A fun, quick read that reminded me a lot of watching the movie (Coen Brothers version, I haven't and probably won't see the John Wayne version). The comic tone is there, the characters are distinctive, and I thoroughly enjoyed it. It's a good comic tone without being laugh out loud funny. I will definitely be checking out some of Portis's other stuff.

I just loved Mattie with my whole heart.

I love it when a book transports you to a time and place; I thoroughly enjoyed the trip to late 1800’s Arkansas.
dark funny hopeful fast-paced
Plot or Character Driven: Plot
Strong character development: Yes
Loveable characters: Yes
Diverse cast of characters: No
Flaws of characters a main focus: No

While I am familiar with the story (thanks to the movies and my dad) it was an enjoyable listen evening knowing it. What TV doesn't show is Maddie's faith and just her overall wit, spunk and straight-forwardness that make her character enjoyable.
Overall a fun and different read thanks to book club.

audio version by donna tartt (incredible)

6 stars. I have the audio, beautifully read by Donna Tartt, and it has joined On the Road and Pamuk's Istanbul in the Permanent and Indispensable folder on my phone for regular revisits.

A Sojourn of Southern Literature #1:

This is a masterpiece and not talked about nearly enough for how good it is:

- It's a story that can only happen in Arkansas and Oklahoma.
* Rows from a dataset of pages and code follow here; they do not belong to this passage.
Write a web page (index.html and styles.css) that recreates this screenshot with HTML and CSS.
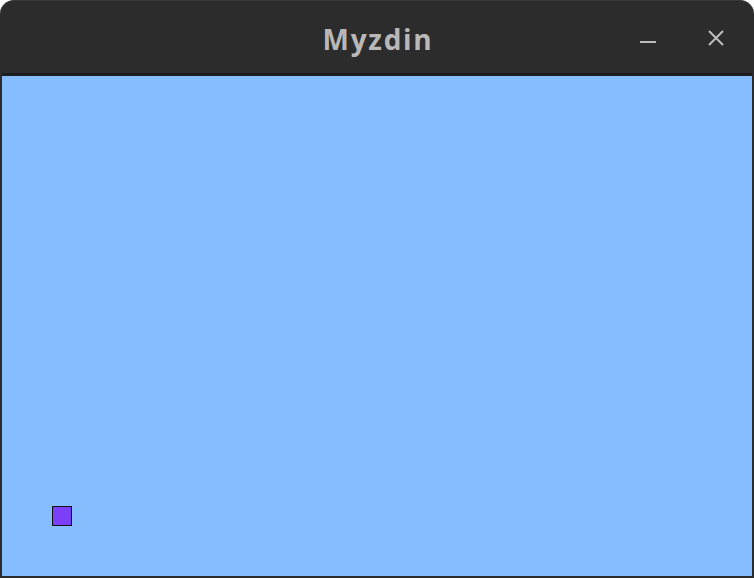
FILE: index.html
```html
<!DOCTYPE html>
<html>
<head>
<meta charset="utf-8">
<link rel="stylesheet" href="styles.css">
</head>
<body>
<div class="window">
  <div class="titlebar">
    <div class="title">Myzdin</div>
    <div class="controls">
      <svg class="btn" width="16" height="16" viewBox="0 0 16 16"><rect x="0" y="11" width="16" height="2" fill="#bdbdbd"/></svg>
      <svg class="btn" width="16" height="16" viewBox="0 0 16 16"><path d="M1 1 L15 15 M15 1 L1 15" stroke="#bdbdbd" stroke-width="2" fill="none"/></svg>
    </div>
  </div>
  <div class="canvas">
    <div class="square"></div>
  </div>
</div>
</body>
</html>
```
FILE: styles.css
```css
html, body {
  margin: 0;
  padding: 0;
  background: #ffffff;
}
.window {
  width: 754px;
  height: 578px;
  box-sizing: border-box;
  background: #2c2c2c;
  border-radius: 14px 14px 0 0;
  border-top: 1px solid #383838;
  padding: 0 2px 2px 2px;
  display: flex;
  flex-direction: column;
}
.titlebar {
  height: 72px;
  border-bottom: 3px solid #1d1d1d;
  position: relative;
  display: flex;
  align-items: center;
  justify-content: center;
}
.title {
  font-family: "Open Sans", "DejaVu Sans", sans-serif;
  font-weight: 700;
  font-size: 28px;
  color: #b8b8b8;
  letter-spacing: 1.7px;
  margin-left: 2px;
  margin-top: 3px;
}
.controls {
  position: absolute;
  right: 28px;
  top: 29px;
  display: flex;
  gap: 52px;
}
.btn {
  display: block;
}
.canvas {
  flex: 1;
  background: #86bdfe;
  position: relative;
}
.square {
  position: absolute;
  left: 50px;
  top: 430px;
  width: 18px;
  height: 18px;
  background: #7a3ff6;
  border: 1px solid #111111;
}
```
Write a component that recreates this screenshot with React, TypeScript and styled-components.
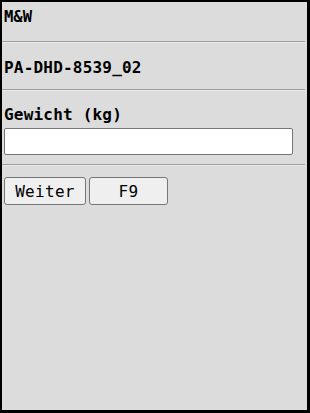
import React from 'react';
import styled, { createGlobalStyle } from 'styled-components';

const GlobalStyle = createGlobalStyle`
  html, body {
    margin: 0;
    padding: 0;
    background: #dcdcdc;
  }
`;

const Frame = styled.div`
  box-sizing: border-box;
  width: 310px;
  height: 413px;
  border: 2px solid #000;
  border-right-width: 3px;
  border-bottom-width: 3px;
  background: #dcdcdc;
  font-family: "DejaVu Sans Mono", "Liberation Mono", monospace;
  color: #000;
`;

const Header = styled.div`
  box-sizing: border-box;
  height: 39px;
  padding: 6px 2px 0;
  font-size: 15.5px;
  line-height: 19px;
  font-weight: bold;
`;

const Divider = styled.div`
  height: 1px;
  margin-right: 2px;
  background: #a0a0a0;
  border-bottom: 1px solid #e8e8e8;
`;

const Section = styled.div<{ $top: number; $bottom?: number }>`
  padding: ${(p) => p.$top}px 2px ${(p) => p.$bottom ?? 0}px;
`;

const Title = styled.div`
  font-size: 16px;
  line-height: 19px;
  font-weight: bold;
  letter-spacing: 0.2px;
`;

const Label = styled.label`
  display: block;
  font-size: 16px;
  line-height: 19px;
  font-weight: bold;
  letter-spacing: 0.2px;
  margin-bottom: 4px;
`;

const Input = styled.input`
  box-sizing: border-box;
  display: block;
  width: 289px;
  height: 27px;
  margin: 0;
  border: 1px solid #767676;
  border-radius: 2px;
  background: #fff;
  font-family: inherit;
  font-size: 16px;
  padding: 0 4px;
  outline: none;
`;

const ButtonRow = styled.div`
  display: flex;
  gap: 3px;
  padding: 11px 2px 0;
`;

const Button = styled.button<{ $w: number }>`
  box-sizing: border-box;
  width: ${(p) => p.$w}px;
  height: 28px;
  margin: 0;
  padding: 0;
  border: 1px solid #767676;
  border-radius: 3px;
  background: #efefef;
  font-family: "DejaVu Sans Mono", "Liberation Mono", monospace;
  font-size: 16px;
  letter-spacing: 0.3px;
  color: #000;
`;

const App: React.FC = () => {
  return (
    <>
      <GlobalStyle />
      <Frame>
        <Header>M&amp;W</Header>
        <Divider />
        <Section $top={15} $bottom={12}>
          <Title>PA-DHD-8539_02</Title>
        </Section>
        <Divider />
        <Section $top={14} $bottom={9}>
          <Label htmlFor="gewicht">Gewicht (kg)</Label>
          <Input id="gewicht" type="text" />
        </Section>
        <Divider />
        <ButtonRow>
          <Button $w={82}>Weiter</Button>
          <Button $w={79}>F9</Button>
        </ButtonRow>
      </Frame>
    </>
  );
};

export default App;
Move it anywhere else and you lose a piece of its soul. The sense of place is arresting.

- Simple, simple, simple plot: get Tom Chaney. It's captured in the perfect first sentence: "PEOPLE DO not give it credence that a fourteen-year-old girl could leave home and go off in the wintertime to avenge her father's blood but it did not seem so strange then, although I will say it did not happen every day."

- Rooster Cogburn is not a man spinning a legend about himself, he's not a mythical figure. He's a human broken by the Civil War and the harsh country hasn't stopped breaking him. Yet even he can live up to one piece of his own legend "Fill your hand you son of a bitch!" John Wayne playing him at the end of his career is perfect, Bridges is dang near close.

- I hope my daughter is not like Mattie Ross and forced to bite every hand that comes near her in a harsh world. But also, in a way I hope she is: resilient to the core, loyal to those she loves.
adventurous emotional funny tense fast-paced

This one was tough to rate. The story is enjoyable - like an American Western Canterbury Tale, but it’s not enjoyable sitting in the Racism of the 1960s when the book was published without any kind of criticism or questioning of it. Seemingly if the author’s goal was to inhabit the actual setting of the book - the south directly following the Civil War, the racism would have been much more overt and violent. It’s like he threw in what was acceptable at the time of writing.